WASHINGTON - Savings and loan executives argued Wednesday that the Office of Thrift Supervision should withdraw a proposal requiring state-chartered thrifts to maintain membership in the Federal Home Loan Bank System.
In a public hearing at OTS' Washington headquarters, the S&L managers charged that the agency was holding them hostage. The 12-bank system has 3,200 members and acts as a liquidity source for the industry.
A law passed in 1989 requires federally thrifts to buy stock in one of the 12 Home Loan banks to help pay for the bailout of the industry's deposit insurance fund. But Congress neglected to mention state-chartered institutions in the law.
Correction Was Proposed
Last March, in an attempt to correct the oversight, the OTS proposed a regulation that would force state-chartered S&Ls and thrifts to buy stock.
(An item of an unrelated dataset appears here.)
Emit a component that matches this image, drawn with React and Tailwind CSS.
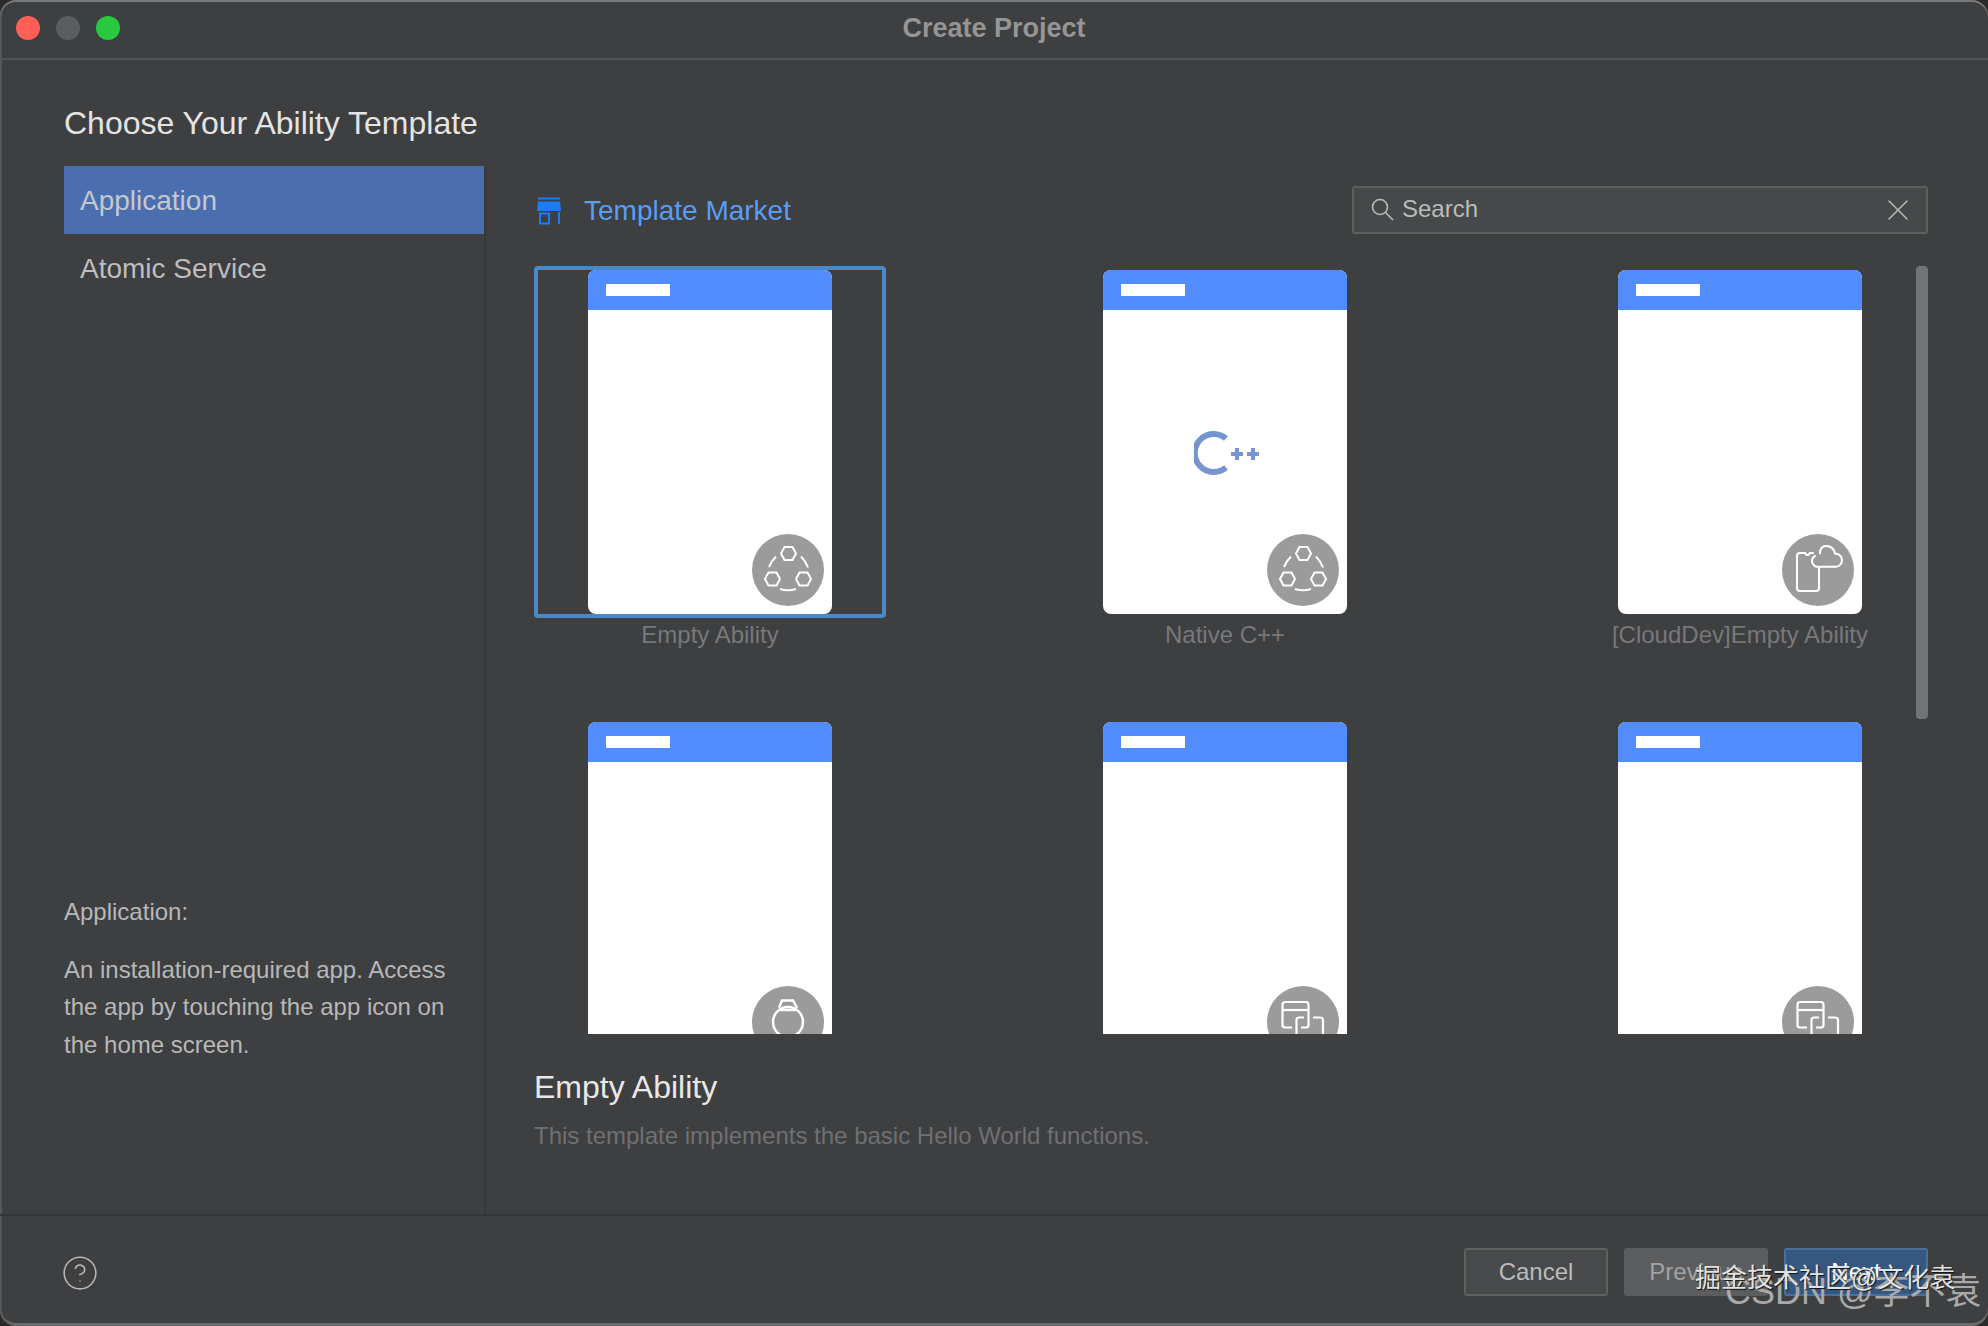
import React from "react";
import { X, CircleHelp } from "lucide-react";

const HexIcon = () => (
  <svg viewBox="0 0 72 72" className="w-full h-full" fill="none" stroke="white" strokeWidth="2">
    <path d="M29 19.5 L32.5 13 H40.5 L44 19.5 L40.5 26 H32.5 Z" />
    <path d="M13 45 L16.5 38.5 H24.5 L28 45 L24.5 51.5 H16.5 Z" />
    <path d="M44 45 L47.5 38.5 H55.5 L59 45 L55.5 51.5 H47.5 Z" />
    <path d="M17 33 Q19.5 27 24 22.5" />
    <path d="M49 22.5 Q53.5 27 56 33.5" />
    <path d="M28 55 Q36 57.5 44 55" />
  </svg>
);

const CloudIcon = () => (
  <svg viewBox="0 0 72 72" className="w-full h-full" fill="none" stroke="white" strokeWidth="2" strokeLinecap="round">
    <path d="M31 19 H28 Q27 21 25.5 21 Q24 21 23 19 H18 Q15 19 15 22 V54 Q15 57 18 57 H34 Q37 57 37 54 V34" />
    <path d="M38 19.5 C38 14 41 12 44 12 C49 12 52 15 53 19.5 C57 19.5 60 22.5 60 26 C60 30 57 32.7 54 32.7 H35 C32 32.7 30 29 30 27 C30 24.5 31 23 33 22" />
  </svg>
);

const WatchIcon = () => (
  <svg viewBox="0 0 72 72" className="w-full h-full" fill="none" stroke="white" strokeWidth="2.5">
    <circle cx="36" cy="36" r="15" />
    <path d="M27 22 L30 14.5 H41 L45 22" />
    <path d="M27 24 H45" />
  </svg>
);

const DevicesIcon = () => (
  <svg viewBox="0 0 72 72" className="w-full h-full" fill="none" stroke="white" strokeWidth="2.2">
    <path d="M25 41.5 H18 Q15.5 41.5 15.5 39 V19 Q15.5 16 18 16 H39 Q41.5 16 41.5 19 V39 Q41.5 41.5 39 41.5 H34" />
    <path d="M15.5 24 H41.5" />
    <path d="M29.5 50 V34 Q29.5 31.5 32 31.5 H37" />
    <path d="M46 31.5 H53 Q56 31.5 56 34 V50" />
  </svg>
);

const CppIcon = () => (
  <svg viewBox="0 0 66 44" className="w-[66px] h-[44px] mb-[18px] ml-1" fill="none" stroke="#7694d0">
    <path d="M32 7.5 A19 19 0 1 0 32 36.5" strokeWidth="6" />
    <path d="M37 23 H49 M43 17 V29 M53 23 H65 M59 17 V29" strokeWidth="4" />
  </svg>
);

const templates = [
  { name: "Empty Ability", badge: <HexIcon />, selected: true },
  { name: "Native C++", badge: <HexIcon />, center: <CppIcon /> },
  { name: "[CloudDev]Empty Ability", badge: <CloudIcon /> },
  { name: "", badge: <WatchIcon /> },
  { name: "", badge: <DevicesIcon /> },
  { name: "", badge: <DevicesIcon /> },
];

const TemplateCard = ({ name, badge, center, selected }) => (
  <div className="h-[452px] flex flex-col">
    <div
      className={`h-[352px] rounded-[4px] border-4 px-[50px] ${
        selected ? "border-[#4a88c7]" : "border-transparent"
      }`}
    >
      <div className="relative h-[344px] rounded-lg overflow-hidden bg-white flex flex-col">
        <div className="h-10 bg-[#528dff] flex items-center pl-[18px]">
          <div className="w-16 h-3 bg-white"></div>
        </div>
        <div className="flex-1 flex items-center justify-center">{center}</div>
        <div className="absolute right-2 bottom-2 w-[72px] h-[72px] rounded-full bg-[#9b9b9b]">{badge}</div>
      </div>
    </div>
    <div className="h-[34px] flex items-center justify-center text-2xl text-[#77787a] whitespace-nowrap">{name}</div>
  </div>
);

const App = () => {
  return (
    <div className="relative w-[1988px] h-[1326px] overflow-hidden bg-[#2b2b2b] [font-family:'Liberation_Sans','Noto_Sans_CJK_SC',sans-serif]">
      <div className="w-full h-full rounded-[16px] overflow-hidden bg-[#3e3f41] shadow-[inset_0_2px_0_#77797a,inset_2px_0_0_#575859,inset_0_-3px_0_#6a6b6c] flex flex-col">
        {/* title bar */}
        <div className="h-[60px] shrink-0 border-b-2 border-[#505253] grid grid-cols-[1fr_auto_1fr] items-center px-4 pb-[2px]">
          <div className="flex gap-4">
            <div className="w-6 h-6 rounded-full bg-[#ff5f57]"></div>
            <div className="w-6 h-6 rounded-full bg-[#5b5e60]"></div>
            <div className="w-6 h-6 rounded-full bg-[#28c840]"></div>
          </div>
          <div className="text-[27px] font-bold text-[#959595]">Create Project</div>
          <div></div>
        </div>

        <div className="h-[106px] shrink-0 flex items-center pl-16 pt-[19px] text-[32px] text-[#e4e4e4] whitespace-nowrap">
          Choose Your Ability Template
        </div>

        <div className="flex-1 flex min-h-0 border-b-2 border-[#343537]">
          {/* left column */}
          <div className="w-[486px] shrink-0 border-r-2 border-[#37383a] pl-16 flex flex-col">
            <div className="h-[68px] bg-[#4b6eaf] pl-4 pt-px flex items-center text-[28px] text-[#c4c8cf]">Application</div>
            <div className="h-[68px] pl-4 pt-px flex items-center text-[28px] text-[#bdbdbd]">Atomic Service</div>
            <div className="mt-auto pb-[151px] pr-9 text-2xl leading-[37.5px] text-[#b8b8b8]">
              <p className="mb-5">Application:</p>
              <p>An installation-required app. Access the app by touching the app icon on the home screen.</p>
            </div>
          </div>

          {/* right column */}
          <div className="flex-1 min-w-0 pl-12 pr-[60px] flex flex-col">
            <div className="h-[100px] shrink-0 flex items-start justify-between pt-5">
              <div className="flex items-center gap-5 h-[47px] mt-px">
                <svg viewBox="0 0 30 28" className="w-[30px] h-7" fill="#1a7df5">
                  <rect x="4" y="0.5" width="22" height="2" />
                  <path d="M4 4.5 H26 L27 14 H3 Z" />
                  <rect x="6" y="16.5" width="9" height="10" fill="none" stroke="#1a7df5" strokeWidth="2" />
                  <rect x="24" y="15" width="2" height="12" />
                </svg>
                <span className="text-[28px] text-[#589df6]">Template Market</span>
              </div>
              <div className="w-[576px] h-12 rounded-[3px] border-2 border-[#5e6060] bg-[#45494a] flex items-center pl-[16px] pr-[10px] text-[#bbbbbb]">
                <svg viewBox="0 0 26 26" className="w-[26px] h-[26px] shrink-0" fill="none" stroke="currentColor" strokeWidth="1.6">
                  <circle cx="10" cy="10" r="7.5" />
                  <path d="M15.5 15.5 L23 23" />
                </svg>
                <span className="ml-[6px] text-2xl leading-none flex-1 -mt-0.5">Search</span>
                <X size={36} strokeWidth={1} className="shrink-0" />
              </div>
            </div>

            <div className="relative h-[768px] shrink-0 overflow-hidden">
              <div className="grid grid-cols-[352px_352px_352px] gap-x-[163px]">
                {templates.map((t, i) => (
                  <TemplateCard key={i} {...t} />
                ))}
              </div>
              <div className="absolute right-0 top-0 w-3 h-[453px] rounded-[4px] bg-[#6e7477]"></div>
            </div>

            <div className="pt-[34px]">
              <h2 className="text-[32px] leading-[38px] text-[#e8e8e8]">Empty Ability</h2>
              <p className="mt-[15px] text-2xl leading-[30px] text-[#6f7072]">
                This template implements the basic Hello World functions.
              </p>
            </div>
          </div>
        </div>

        {/* footer */}
        <div className="h-[110px] shrink-0 flex items-center justify-between pl-[61px] pr-[60px] pt-px">
          <CircleHelp size={38} strokeWidth={1} className="text-[#b5b5b5] mt-[3px]" />
          <div className="flex gap-4">
            <button className="w-36 h-12 rounded-[3px] border-2 border-[#5e6060] bg-[#47494b] text-2xl text-[#bbbbbb]">Cancel</button>
            <button className="w-36 h-12 rounded-[3px] bg-[#5c5d5f] text-2xl text-[#a2a2a2]">Previous</button>
            <button className="w-36 h-12 rounded-[3px] border-2 border-[#4a6f9c] bg-[#365880] text-2xl text-white">Next</button>
          </div>
        </div>
      </div>

      {/* watermarks */}
      <div className="absolute left-[1725px] top-[1270px] text-[36px] leading-[44px] text-[#a9a9a9] whitespace-nowrap">CSDN @李不袁</div>
      <div className="absolute left-[1695px] top-[1263px] text-[26px] leading-[30px] text-[#e2e2e2] whitespace-nowrap [text-shadow:1px_1px_1px_#111]">掘金技术社区@文化袁</div>
    </div>
  );
};

export default App;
In the meantime, it has blocked several attempts by state-chartered S&Ls who have become disillusioned with the system to cash out of their stock holdings. One big source of discontent is a large drop in the dividends paid by the banks.
"We are being forced to support a system that no longer serves our needs," testified Raymond Perry, president of state-chartered Wauwatosa Savings and Loan in Wisconsin, which has tried unsuccessfully for the past three years to quit the system. In 1990, the regulators threatened to yank the S&L's deposit insurance if it quit.
Wednesday's hearing was conducted by a five-member OTS panel headed by the agency's director, T. Timothy Ryan. The panel members seemed concerned that a lifting of membership requirements would lead to the collapse of the bank system and rob the S&L bailout effort of some $300 million a year that comes from Home Loan bank earnings.
"There is a safety-and-soundness issue for even letting a portion of the institutions leave," said Jonathan Fiechter, deputy director for the OTS' Washington operations. "If a lot of good thrifts choose to leave . . . you get into a death spiral."
An All-or-None Approach
Philip Conover, deputy executive director of the Federal Housing Finance Board, which regulates the banks, said the only way state-chartered S&Ls should be permitted to leave was if all S&Ls were given permission to leave.
"If state-chartered savings associations are allowed to withdaraw from the system, these assessments [for the S&L bailout] will impose an even greater burden on the remaining members," he said.
David Holland, an S&L executive testifying for the Savings and Community Bankers of American, doubts an exodus will take place if S&Ls are given a choice.